[Short problem]: Pull out every line below holding the word "React".

[Stored data]:
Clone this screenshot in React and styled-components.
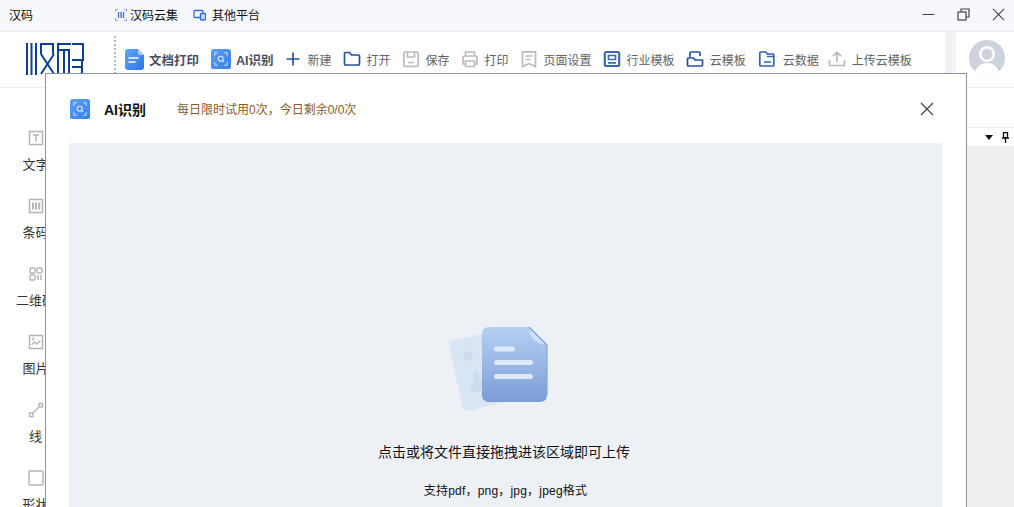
import React from 'react';
import styled, {createGlobalStyle} from 'styled-components';

const GlobalStyle = createGlobalStyle`
    html, body {
        margin: 0;
        height: 100%;
        overflow: hidden;
        background: #fff;
    }
    body {
        font-family: "Liberation Sans", "Noto Sans CJK SC", sans-serif;
        color: #222;
    }
`

const Page = styled.div`
    position: relative;
    width: 1014px;
    height: 507px;
    overflow: hidden;
    background: #fff;
`

const TitleBar = styled.div`
    height: 29px;
    display: flex;
    align-items: center;
    padding: 0 0 2px 9px;
    background: #f6f7fb;
    border-bottom: 1px solid #e9ebef;
    font-size: 12px;
    color: #111;
`

const AppName = styled.div`
    width: 106px;
`

const TitleLink = styled.div`
    display: flex;
    align-items: center;
    gap: ${p => p.$gap}px;
    margin-right: ${p => p.$space}px;
`

const WindowButtons = styled.div`
    margin-left: auto;
    display: flex;
    align-items: center;
    gap: 22px;
    padding-right: 9px;
    color: #444;
`

const ToolRow = styled.div`
    height: 55px;
    display: flex;
    border-bottom: 1px solid #eeeff2;
`

const LogoBox = styled.div`
    width: 114px;
    padding: 11px 0 0 26px;
    box-sizing: border-box;
`

const ToolBar = styled.div`
    width: 831px;
    height: 46px;
    margin-top: 4px;
    padding: 0 0 0 9px;
    box-sizing: border-box;
    display: flex;
    align-items: center;
    border-left: 2px dotted #b9b9b9;
`

const ToolItem = styled.div`
    display: flex;
    align-items: center;
    gap: ${p => p.$gap || 6}px;
    margin-right: ${p => p.$space ?? 11}px;
    font-size: ${p => (p.$bold ? 12.5 : 12)}px;
    font-weight: ${p => (p.$bold ? 700 : 400)};
    color: ${p => (p.$bold ? '#4a5060' : '#60646b')};
    white-space: nowrap;
`

const Divider = styled.div`
    width: 11px;
    height: 55px;
    background: #f2f2f2;
    border-radius: 4px 4px 0 0;
`

const UserBox = styled.div`
    flex: 1;
    display: flex;
    align-items: center;
    padding: 0 0 4px 13px;
`

const Avatar = styled.div`
    width: 36px;
    height: 36px;
    border-radius: 50%;
    background: #cdd3dd;
    overflow: hidden;
`

const Body = styled.div`
    display: flex;
    height: 419px;
`

const SideBar = styled.div`
    width: 71px;
    display: flex;
    flex-direction: column;
    padding-top: 42px;
    gap: 24px;
`

const SideItem = styled.div`
    display: flex;
    flex-direction: column;
    align-items: center;
    gap: 10px;
    width: 71px;
    font-size: 13px;
    line-height: 18px;
    color: #333;
    white-space: nowrap;
`

const RightPane = styled.div`
    flex: 1;
    margin-top: 39px;
    display: flex;
    flex-direction: column;
`

const PaneHead = styled.div`
    height: 18px;
    display: flex;
    align-items: center;
    justify-content: flex-end;
    gap: 9px;
    padding-right: 5px;
    border-top: 1px solid #eeeff2;
`

const Caret = styled.div`
    width: 0;
    height: 0;
    border-left: 4.5px solid transparent;
    border-right: 4.5px solid transparent;
    border-top: 5px solid #111;
`

const PaneBody = styled.div`
    flex: 1;
    background: #efefef;
`

const Modal = styled.div`
    position: absolute;
    left: 45px;
    top: 73px;
    width: 922px;
    height: 460px;
    box-sizing: border-box;
    background: #fff;
    border: 1px solid #8a94b0;
    display: flex;
    flex-direction: column;
    padding: 0 24px 0 23px;
`

const ModalHead = styled.div`
    height: 69px;
    padding-left: 1px;
    display: flex;
    align-items: center;
    flex-shrink: 0;
`

const ModalTitle = styled.div`
    margin-left: 14px;
    width: 73px;
    font-size: 14px;
    font-weight: 700;
    color: #111;
`

const Quota = styled.div`
    font-size: 12px;
    color: #8a5a2b;
`

const CloseBtn = styled.div`
    margin-left: auto;
    margin-right: 8px;
    display: flex;
    color: #444;
`

const DropZone = styled.div`
    flex: 1;
    background: #edf1f6;
    display: flex;
    flex-direction: column;
    align-items: center;
    padding: 184px 3px 0 0;
    color: #111;
`

const ArtWrap = styled.div`
    display: flex;
    margin-right: 13px;
`

const DropText = styled.div`
    margin-top: 30px;
    font-size: 14px;
    line-height: 20px;
`

const DropHint = styled.div`
    margin: 20px 0 0 3px;
    font-size: 12px;
    line-height: 18px;
    letter-spacing: 0.2px;
`

const AiIcon = ({id, size = 20}) => (
    <svg width={size} height={size} viewBox="0 0 21 21">
        <defs>
            <linearGradient id={id} x1="0" y1="0" x2="1" y2="1">
                <stop offset="0" stopColor="#5aa0f5"/>
                <stop offset="1" stopColor="#3a7fea"/>
            </linearGradient>
        </defs>
        <rect width="21" height="21" rx="3" fill={`url(#${id})`}/>
        <path d="M4 7V5q0-1 1-1h2M14 4h2q1 0 1 1v2M17 14v2q0 1-1 1h-2M7 17H5q-1 0-1-1v-2" fill="none" stroke="#cfe2fb" strokeWidth="1.1"/>
        <circle cx="10.2" cy="10.2" r="2.6" fill="none" stroke="#e4effd" strokeWidth="1.1"/>
        <path d="M12 12l1.6 1.6" stroke="#e4effd" strokeWidth="1.1"/>
    </svg>
);

const DocIcon = () => (
    <svg width="19" height="21" viewBox="0 0 19 21">
        <defs>
            <linearGradient id="printFill" x1="0" y1="0" x2="1" y2="1">
                <stop offset="0" stopColor="#62a8f6"/>
                <stop offset="1" stopColor="#2f72e6"/>
            </linearGradient>
        </defs>
        <path d="M3 0h10l6 6v12q0 3-3 3H3q-3 0-3-3V3q0-3 3-3z" fill="url(#printFill)"/>
        <path d="M13 0l6 6h-4q-2 0-2-2z" fill="#a9cdf8"/>
        <path d="M4 9h9M4 13h6" stroke="#fff" strokeWidth="1.6" strokeLinecap="round"/>
    </svg>
);

const BLUE = '#2450a0';
const GREY = '#bbbbbb';

const LineIcon = ({color, children}) => (
    <svg width="18" height="18" viewBox="0 0 18 18" fill="none" stroke={color} strokeWidth="1.7">{children}</svg>
);

const tools = [
    {label: '新建', color: BLUE, draw: <path d="M9 2.5v13M2.5 9h13"/>},
    {label: '打开', color: BLUE, draw: <path d="M1.5 3.5q0-1 1-1h4l2 2.5h7q1 0 1 1v8q0 1-1 1h-13q-1 0-1-1z"/>},
    {label: '保存', color: GREY, draw: <><rect x="1.8" y="2" width="14.4" height="14.4" rx="1.5"/><path d="M5.5 2v5h7V2M6 12.5h6"/></>},
    {label: '打印', color: GREY, draw: <><path d="M4.5 6V2h9v4M4.5 14H2V8q0-2 2-2h10q2 0 2 2v6h-2.5"/><path d="M4.5 11h9v5.5h-9z"/></>},
    {label: '页面设置', color: GREY, draw: <path d="M2.5 1.8h13v14.8l-6.5-3-6.5 3zM5.5 6h7M5.5 9.5h5"/>},
    {label: '行业模板', color: '#3f68ae', draw: <><rect x="1.8" y="2" width="14.4" height="14" rx="1.5" strokeWidth="2.2"/><path d="M5.500 5.500h7v4h-7zM5 12.800h8"/></>},
    {label: '云模板', color: BLUE, space: 12, draw: <><path d="M4 7V3q0-1 1-1h8q1 0 1 1v3"/><path d="M1.500 9q0-1 1-1h5l1.500 2h7.500v5q0 1-1 1h-13q-1 0-1-1z"/></>},
    {label: '云数据', color: '#3462ad', gap: 7, space: 9, draw: <><path d="M1.800 3q0-1 1-1h5l1.500 2h5.500q1 0 1 1v10q0 1-1 1h-12q-1 0-1-1z"/><path d="M9 6.500h7M6 12h7"/></>},
    {label: '上传云模板', color: GREY, space: 0, draw: <path d="M9 12V2.500M5 6l4-3.500L13 6M1.500 10v5.500h15V10"/>},
];

const sideItems = [
    {label: '文字', draw: <><rect x="1.500" y="1.500" width="13" height="13" strokeWidth="1.500"/><path d="M5 5h6M8 5v6.500" strokeWidth="1.500"/></>},
    {label: '条码', draw: <><rect x="1.500" y="1.500" width="13" height="13" strokeWidth="1.500"/><path d="M5 4.500v7M8 4.500v7M11.300 4.500v7" strokeWidth="2"/></>},
    {label: '二维码', draw: <><rect x="2" y="2" width="5" height="5" rx="1" strokeWidth="1.400"/><rect x="9" y="2" width="5" height="5" rx="1" strokeWidth="1.400"/><rect x="2" y="9" width="5" height="5" rx="1" strokeWidth="1.400"/><path d="M10 9v5M13 9v5" strokeWidth="1.500"/></>},
    {label: '图片', draw: <><rect x="1.500" y="1.500" width="13" height="13" strokeWidth="1.500"/><circle cx="5" cy="5" r="1" strokeWidth="1"/><path d="M3.500 11l3-3 2 2 4-3.500" strokeWidth="1.300"/></>},
    {label: '线', draw: <><rect x="1.500" y="11" width="3.500" height="3.500" strokeWidth="1.400"/><rect x="11" y="1.500" width="3.500" height="3.500" strokeWidth="1.400"/><path d="M5 11l6-6" strokeWidth="1.400"/></>},
    {label: '形状', draw: <rect x="1" y="1" width="14" height="14" rx="1" strokeWidth="1.500"/>},
];

const Logo = () => (
    <svg width="58" height="33" viewBox="0 0 58 33" fill="none" stroke="#0f3e92" strokeWidth="2">
        <path d="M1 0v32M5.500 0v32M10 0v32"/>
        <path d="M14 1h14M15 1v10M27 1v10M15 11l13 20M28 11L15 31"/>
        <path d="M45 1H32v31M38 7v25M32 7h11v25"/>
        <path d="M46 1h11v16H46M56 17v12q0 2-2 2h-7M46 24h10"/>
    </svg>
);

const UploadArt = () => (
    <svg width="100" height="85" viewBox="0 0 100 85">
        <defs>
            <linearGradient id="docFill" x1="0" y1="0" x2="0" y2="1">
                <stop offset="0" stopColor="#b6d0f3"/>
                <stop offset="1" stopColor="#7b9dd8"/>
            </linearGradient>
        </defs>
        <path d="M3 14l44-10q4-1 5 3l14 65-46 12q-4 1-5-3L1 18q-1-3 2-4z" fill="#d9e4f4"/>
        <circle cx="20" cy="29" r="5" fill="#cddbef"/>
        <path d="M28 42l-6 24 16-4z" fill="#cddbef"/>
        <path d="M41 0h40l18 18v50q0 7-7 7H41q-7 0-7-7V7q0-7 7-7z" fill="url(#docFill)"/>
        <path d="M81 0q0 16 18 18z" fill="#cfdff7"/>
        <path d="M81 0l18 18" stroke="#7b9dd8" strokeWidth="1.200"/>
        <path d="M99 18v50" stroke="#7b9dd8" strokeWidth="1"/>
        <rect x="46" y="19.500" width="21" height="5" rx="2.500" fill="#dfe8f7"/>
        <rect x="46" y="33" width="39" height="5" rx="2.500" fill="#dfe8f7"/>
        <rect x="46" y="47" width="39" height="5" rx="2.500" fill="#dfe8f7"/>
    </svg>
);

const App = () => (
    <Page>
        <GlobalStyle/>
        <TitleBar>
            <AppName>汉码</AppName>
            <TitleLink $gap={3} $space={15}>
                <svg width="12" height="12" viewBox="0 0 12 12" fill="none" stroke="#8aa6e0">
                    <path d="M.5 3V.5H3M9 .5h2.500V3M11.500 9v2.500H9M3 11.500H.5V9"/>
                    <path d="M3.500 3v6M6 3v6M8.500 3v6" strokeWidth="1.400" stroke="#4a6fc4"/>
                </svg>
                汉码云集
            </TitleLink>
            <TitleLink $gap={6} $space={0}>
                <svg width="13" height="12" viewBox="0 0 13 12" fill="none" stroke="#2f6be0" strokeWidth="1.300">
                    <rect x="1" y="1.500" width="9" height="7" rx="1"/>
                    <rect x="7.500" y="4.500" width="5" height="6.500" rx="1" fill="#cfdcf8"/>
                </svg>
                其他平台
            </TitleLink>
            <WindowButtons>
                <svg width="13" height="13" viewBox="0 0 13 13" stroke="currentColor"><path d="M.5 6.500h12"/></svg>
                <svg width="13" height="13" viewBox="0 0 13 13" fill="none" stroke="currentColor" strokeWidth="1.200"><rect x="1" y="4" width="8" height="8"/><path d="M4 4V1h8v8H9"/></svg>
                <svg width="13" height="13" viewBox="0 0 14 14" stroke="currentColor" strokeWidth="1.200"><path d="M1 1l12 12M13 1L1 13"/></svg>
            </WindowButtons>
        </TitleBar>
        <ToolRow>
            <LogoBox><Logo/></LogoBox>
            <ToolBar>
                <ToolItem $bold $gap={5} $space={12}><DocIcon/>文档打印</ToolItem>
                <ToolItem $bold $gap={5} $space={10}><AiIcon id="aiTool"/>AI识别</ToolItem>
                {tools.map(t => (
                    <ToolItem key={t.label} $gap={t.gap} $space={t.space}>
                        <LineIcon color={t.color}>{t.draw}</LineIcon>
                        {t.label}
                    </ToolItem>
                ))}
            </ToolBar>
            <Divider/>
            <UserBox>
                <Avatar>
                    <svg width="36" height="36" viewBox="0 0 36 36" fill="#fff">
                        <path fillRule="evenodd" d="M18 6a8 8 0 1 1 0 16 8 8 0 0 1 0-16zm0 2.500a5.500 5.500 0 1 0 0 11 5.500 5.500 0 0 0 0-11z"/>
                        <path d="M5 36c1-9 7-13 13-13s12 4 13 13z"/>
                    </svg>
                </Avatar>
            </UserBox>
        </ToolRow>
        <Body>
            <SideBar>
                {sideItems.map(s => (
                    <SideItem key={s.label}>
                        <svg width="16" height="16" viewBox="0 0 16 16" fill="none" stroke="#b5b5b5">{s.draw}</svg>
                        {s.label}
                    </SideItem>
                ))}
            </SideBar>
            <RightPane>
                <PaneHead>
                    <Caret/>
                    <svg width="7" height="11" viewBox="0 0 7 11" fill="none" stroke="#111" strokeWidth="1.300"><path d="M1.500.7h4v5h-4zM0 6h7M3.500 6v5"/></svg>
                </PaneHead>
                <PaneBody/>
            </RightPane>
        </Body>
        <Modal>
            <ModalHead>
                <AiIcon id="aiModal"/>
                <ModalTitle>AI识别</ModalTitle>
                <Quota>每日限时试用0次，今日剩余0/0次</Quota>
                <CloseBtn>
                    <svg width="14" height="14" viewBox="0 0 14 14" stroke="currentColor" strokeWidth="1.200"><path d="M1 1l12 12M13 1L1 13"/></svg>
                </CloseBtn>
            </ModalHead>
            <DropZone>
                <ArtWrap><UploadArt/></ArtWrap>
                <DropText>点击或将文件直接拖拽进该区域即可上传</DropText>
                <DropHint>支持pdf，png，jpg，jpeg格式</DropHint>
            </DropZone>
        </Modal>
    </Page>
);

export default App;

[Reply]:
Clone this screenshot in React and styled-components.
import React from 'react';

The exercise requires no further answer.